Development and Application of the Theory of Rigid Ends in Thin-Sheet Rolling

The article presents the results of an experimental study into the distribution of contact stresses (pressures) along the length of a milling roll barrel and external longitudinal stresses measured by a magnetic anisotropy sensor (MAD) with an accuracy of ±1 MPa over a width of 250 mm of a steel (08kp) strip with a thickness of about 1 mm during cold rolling at the exit from a four-roller mill 205/360 × 500. A quantitative analysis shows the influence of longitudinal stresses in the outer parts of the steel strip on the metal pressure in the deformation zone. An equation is proposed for calculating the coefficient of the influence of unevenness and distribution of longitudinal stresses along the strip width at the exit from the mill on the pressure of the metal on the rolls. A computer-aided design (CAD) system was used to model and calculate the deformation and strength indicators of rolling thin strips, taking into account the influence of the characteristics of the rigid ends on the deformation zone. The graphs of the distribution of normal and tangential stresses along the length of the deformation zone are calculated depending on the longitudinal stresses.
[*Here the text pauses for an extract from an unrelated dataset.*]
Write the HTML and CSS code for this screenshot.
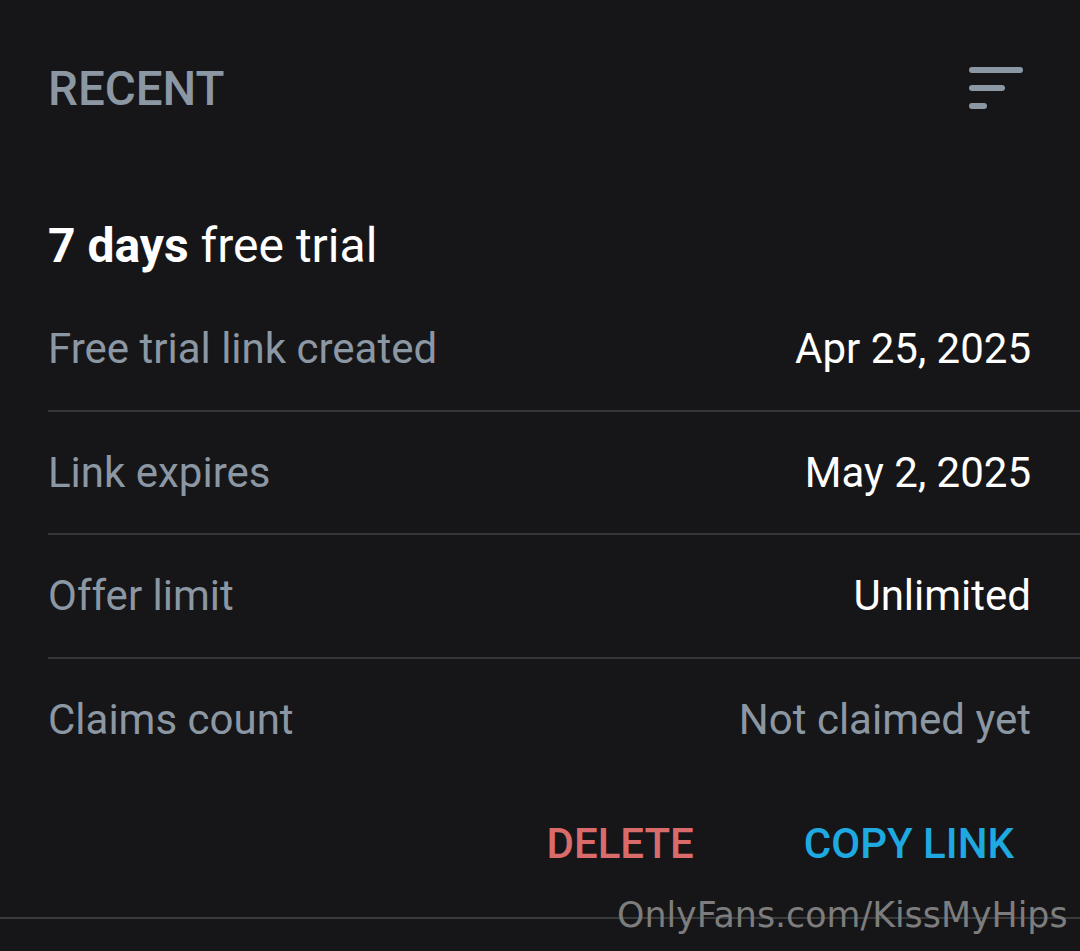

I. M. Pavlov’s theory about the significant influence of the external “hard” parts of the strip on the pressure of the metal on the rolls is empirically demonstrated. Based on the results of the experiments, an equation is proposed that takes into account the effect of the uneven longitudinal stresses in the outer parts and the stiffness of the strip on the pressure. The equation for determining the average metal pressure on the rolls is refined, taking into account the influence of the outer parts of the strip on the deformation zone during thin-sheet rolling.